Project Title: Evaluating fuel treatment efficacy on Arizona’s largest recorded wildfire, 2011 Wallow Fire
Morris C. Johnson, US Forest Service, PNW Research Station, Fire and Environmental Research Applications (FERA), Seattle, WA
Collaborators: Maureen Kennedy (University of Washington), Robert E. Vihananek (PNW, FERA), Russell Bigelow, AFMO Springerville Ranger District (Apache-Sitgreaves National Forest)
Key Issues/Problem Addressed:
Fire scientists and fire managers do not have the opportunity to experimentally evaluate fuel treatment efficacy in North America dry forest ecosystems (Agee and Skinner 2005). The opportunity to thin stands to variable densities and then intentionally subject them to a worst-case wildfire is non-existent (Agee and Skinner 2005). The scientific guidelines for designing effective fuel treatments are limited to testing on fire simulation models (Johnson et. al 2011). On May 29, 2011, Arizona’s largest recorded wildfire, Wallow Fire, burned 215,000 ha and burned over more than 21,000 ha of fuel treatment within several wildland urban interface (WUI) communities. Given that wildfire encounters with fuel treatments are infrequent, we must capture each opportunity to evaluate and validate treatment effects on fire behavior.
Setting and Approach:
Opportunities to empirically assess the efficacy of fuel treatments during extreme fire behavior and weather conditions have been few. We assessed the performance of a set of fuel treatment areas that encountered a wind-driven crown fire. We sampled three areas previously treated for fuels reduction plus adjacent untreated areas which burned on the days the Wallow Fire made major runs and where fire suppression did not occur. In each permanent plot, we collected the following measurements for each sampled tree: DBH (cm), tree height (m), and species. We used a laser range finder to calculate crown base height (m), height to live crown (m), crown scorch (%), maximum height of crown scorch (m), tree height (m), and minimum and maximum bole char (m). To evaluate treatment effectiveness, we will characterize stand structural characteristics (e.g., tree density, basal area, canopy base height, canopy bulk density) and fire effects (crown scorch and bole char) associated with treated areas and compare those to untreated areas. We also are fitting complementary Weibull non-linear curves to two metrics of fire severity (crown scorch proportion, maximum bole char height ratio) along the path of the Wallow fire as it moved from the untreated are through the treated for each of three treatment units.
Progress to Date:
We installed 273 permanent plots on 14 linear transects in three treatment areas. We will test for differences using t-test for normal data (or transformed to normal data) and Wilcoxon rank-sum tests for non-normal data. Preliminary results indicate that average tree density (trees per hectare), basal area, stand density index, canopy closure, crown competition factor, and canopy bulk density were higher in the control units compared to the treated units. Canopy base heights were lower in untreated units compare to the treated units. The average canopy base heights were lower in untreated units compared to the treated units. Crown scorch was highest in untreated units and varied from 100 to 0 percent in the treated units. The location parameter for the complementary Weibull indicates the distance from the treatment edge the severity metric begins to approach zero and provides an estimate of the depth of fuel treatment buffer necessary to sufficiently reduce fire severity.

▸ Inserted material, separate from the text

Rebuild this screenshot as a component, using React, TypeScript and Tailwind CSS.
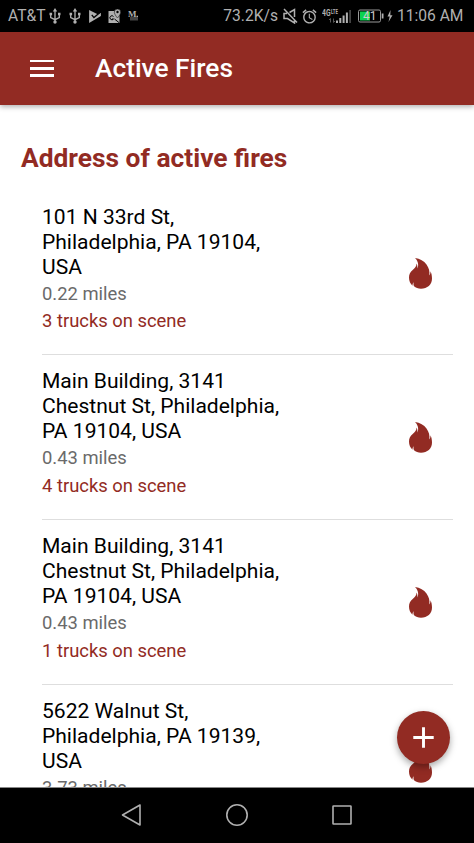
import { ReactNode } from "react";
import { MdAccessAlarm, MdAdd } from "react-icons/md";

interface Fire {
  id: number;
  address: string[];
  distance: string;
  trucks?: number;
}

const fires: Fire[] = [
  {
    id: 1,
    address: ["101 N 33rd St,", "Philadelphia, PA 19104,", "USA"],
    distance: "0.22 miles",
    trucks: 3,
  },
  {
    id: 2,
    address: ["Main Building, 3141", "Chestnut St, Philadelphia,", "PA 19104, USA"],
    distance: "0.43 miles",
    trucks: 4,
  },
  {
    id: 3,
    address: ["Main Building, 3141", "Chestnut St, Philadelphia,", "PA 19104, USA"],
    distance: "0.43 miles",
    trucks: 1,
  },
  {
    id: 4,
    address: ["5622 Walnut St,", "Philadelphia, PA 19139,", "USA"],
    distance: "3.73 miles",
  },
];

function FlameIcon() {
  return (
    <svg width="23" height="31" viewBox="0 0 23 31" fill="#922b23">
      <path d="M6 0C11 .5 15 3 17.500 6.500 20 10 20.900 13.500 20.300 17.500c.9-1.200 1.200-2.500 1.200-4.300C22.600 15.500 23 18 23 20.500c0 6.200-4.700 10.200-11 10.200-2.800 0-5.300-.9-7-2.400-.6-1.200-.7-2.500-.3-4-1 1.200-1.300 2.200-1.200 3.500C1.300 25.800 0 22.800 0 19.500c0-3.500 1.300-5.700 3.700-7.600C6 10 7.600 8.300 7.500 5.500c1 1.700 1.100 3.200.5 5C10 8.500 9.500 3.500 6 0Z" />
    </svg>
  );
}

function UsbIcon() {
  return (
    <svg width="12" height="16" viewBox="0 0 12 16" fill="none" stroke="currentColor" strokeWidth="1.300">
      <path d="M6 2v12M1.700 6v3.500L6 11.700l4.300-2.200V6" />
      <path d="M6 0 3.800 3.500h4.400ZM.5 4.800h2.600v2.400H.5zM9 4.800h2.500v2.400H9z" fill="currentColor" stroke="none" />
      <circle cx="6" cy="14" r="1.700" fill="currentColor" stroke="none" />
    </svg>
  );
}

function MuteIcon() {
  return (
    <svg width="15" height="16" viewBox="0 0 15 16" fill="none" stroke="currentColor" strokeWidth="1.500">
      <path d="M4 5.500H1v5h3.500L11.500 15v-3M6.500 4.500l5-3V9M1 1l13 13.500" />
    </svg>
  );
}

function SignalIcon() {
  return (
    <svg width="30" height="17" viewBox="0 0 30 17" fill="currentColor">
      <text x="0" y="7.500" fontSize="9" fontWeight="700" textLength="8.500" lengthAdjust="spacingAndGlyphs">4G</text>
      <text x="9" y="6" fontSize="7.500" fontWeight="700" textLength="7" lengthAdjust="spacingAndGlyphs">LTE</text>
      <path d="M8.500 10.500v4M7 12l1.500-1.500M11.500 10.500v4L13 13" stroke="#555" fill="none" />
      <path d="M14 12.500h2V15h-2zM17.300 10h2v5h-2zM20.600 7.500h2V15h-2zM23.900 4.500h2V15h-2z" />
      <path d="M27.200 2h1.800v13h-1.800z" fill="#444" />
    </svg>
  );
}

function StatusBar() {
  return (
    <div className="flex h-[31.500px] shrink-0 items-center justify-between bg-black pt-px pr-[10.500px] pl-2 text-[15.600px] text-[#b0b0b0]">
      <div className="flex items-center">
        <span className="w-[37px] whitespace-nowrap">AT&amp;T</span>
        <span className="ml-[4px]"><UsbIcon /></span>
        <span className="ml-[8px]"><UsbIcon /></span>
        <svg className="ml-[7px]" width="14" height="15" viewBox="0 0 13 14" fill="currentColor">
          <path d="M1 1v12l11-6.500V3.500L9 5Z" />
          <path d="m3.500 5.500 2 2.500L12 2.500" stroke="#000" strokeWidth="1.300" fill="none" />
        </svg>
        <svg className="ml-[5px]" width="15" height="16" viewBox="0 0 14 16" fill="currentColor">
          <path d="M1 3h6l1 3 2 3 2-2v8H1Z" />
          <path d="M10 1a3.200 3.200 0 0 0-3.200 3.200C6.800 6.500 10 10 10 10s3.200-3.500 3.200-5.800A3.200 3.200 0 0 0 10 1Z" stroke="#000" strokeWidth=".5" />
          <circle cx="10" cy="4" r="1.200" fill="#000" />
          <path d="M6 8.500A2 2 0 1 0 6 11H4.500M7 11l5 4" stroke="#000" fill="none" />
        </svg>
        <svg className="ml-[6px]" width="11" height="12" viewBox="0 0 11 12" fill="currentColor">
          <path d="M2 7h8v3.500H2z" fill="#444" />
          <text x="0" y="7" fontSize="9" fontWeight="700" fontFamily="Liberation Serif, serif">M</text>
          <path d="M8.500 5.800H10V7H8.500z" />
        </svg>
      </div>
      <div className="flex items-center">
        <span className="whitespace-nowrap">73.2K/s</span>
        <span className="ml-[5px]"><MuteIcon /></span>
        <MdAccessAlarm className="ml-[3px] size-[17px]" />
        <span className="ml-[4px]"><SignalIcon /></span>
        <svg className="ml-[6px]" width="35" height="14" viewBox="0 0 35 14">
          <rect x=".5" y="1" width="22" height="12" rx="1.500" fill="none" stroke="#999" />
          <path d="M2 2.500h10v9H2z" fill="#0bd34f" />
          <text x="5" y="11.300" fontSize="12" fill="#ccc">41</text>
          <path d="M23.700 4.500h1.800v5h-1.800z" fill="#b0b0b0" />
          <path d="M32.500 1 29.500 7.500h2.200L30.500 13 34.500 6.300h-2.200Z" fill="#b0b0b0" />
        </svg>
        <span className="ml-[4px] whitespace-nowrap">11:06 AM</span>
      </div>
    </div>
  );
}

function Header() {
  return (
    <header className="z-10 flex h-[73.500px] shrink-0 items-center bg-[#922b23] pl-[30px] text-white shadow-[0_2px_5px_rgba(0,0,0,0.3)]">
      <button aria-label="Menu" className="flex h-[17px] w-6 flex-col justify-between">
        <span className="h-[2.700px] w-full bg-white" />
        <span className="h-[2.700px] w-full bg-white" />
        <span className="h-[2.700px] w-full bg-white" />
      </button>
      <h1 className="ml-[41px] text-[26.300px] leading-8 font-medium">Active Fires</h1>
    </header>
  );
}

function FireItem({ fire }: { fire: Fire }) {
  return (
    <li className="flex h-[164.700px] items-start justify-between border-b border-[#dedede] pt-[12.900px] pr-[21px]">
      <div>
        <p className="text-[21.050px] leading-[25px] text-black">
          {fire.address.map((line) => (
            <span key={line} className="block whitespace-nowrap">{line}</span>
          ))}
        </p>
        <p className="mt-px text-[18.400px] leading-[27.500px] text-[#6a6a6a]">{fire.distance}</p>
        {fire.trucks && (
          <p className="text-[18.400px] leading-[27.800px] text-[#922b23]">{fire.trucks} trucks on scene</p>
        )}
      </div>
      <div className="mt-[54.100px]">
        <FlameIcon />
      </div>
    </li>
  );
}

function NavButton({ label, children }: { label: string; children: ReactNode }) {
  return (
    <button aria-label={label}>
      <svg width="24" height="24" viewBox="0 0 24 24" fill="none" stroke="#b0b0b0" strokeWidth="1.600" strokeLinejoin="round">
        {children}
      </svg>
    </button>
  );
}

export default function App() {
  return (
    <div className="flex h-screen flex-col overflow-hidden bg-white font-['Roboto',sans-serif]">
      <StatusBar />
      <Header />

      <main className="relative min-h-0 flex-1 overflow-hidden pl-[21px]">
        <h2 className="mt-[37px] text-[26.350px] leading-8 font-bold text-[#922b23]">
          Address of active fires
        </h2>
        <ul className="mt-[16.800px] mr-[21px] ml-[21px]">
          {fires.map((fire) => (
            <FireItem key={fire.id} fire={fire} />
          ))}
        </ul>
        <button
          aria-label="Add fire"
          className="absolute right-[23.600px] bottom-[23px] flex size-[53px] items-center justify-center rounded-full bg-[#922b23] text-white shadow-[0_3px_7px_rgba(0,0,0,0.35)]"
        >
          <MdAdd className="size-[35px]" />
        </button>
      </main>

      <nav className="flex h-[56px] shrink-0 items-center justify-center gap-[81px] border-t border-[#888] bg-black pb-px">
        <NavButton label="Back">
          <path d="M20 2v20L2.500 12Z" />
        </NavButton>
        <NavButton label="Home">
          <circle cx="12" cy="12" r="10.200" />
        </NavButton>
        <NavButton label="Recent apps">
          <rect x="3" y="3" width="18" height="18" rx=".5" />
        </NavButton>
      </nav>
    </div>
  );
}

Results will validate the scientific basis for fuel treatments in reducing fire behavior and fire severity (Johnson et al. 2007; Johnson et al. 2011; Prichard et al. 2011) and will help educate the public on the value of managing dense forests across the western United States. Study results provides empirical data on the effectiveness of fuel treatments in reducing fire behavior and fire effects on large wildfires, and documents the scientific basis for fuel treatments in dry forest ecosystems.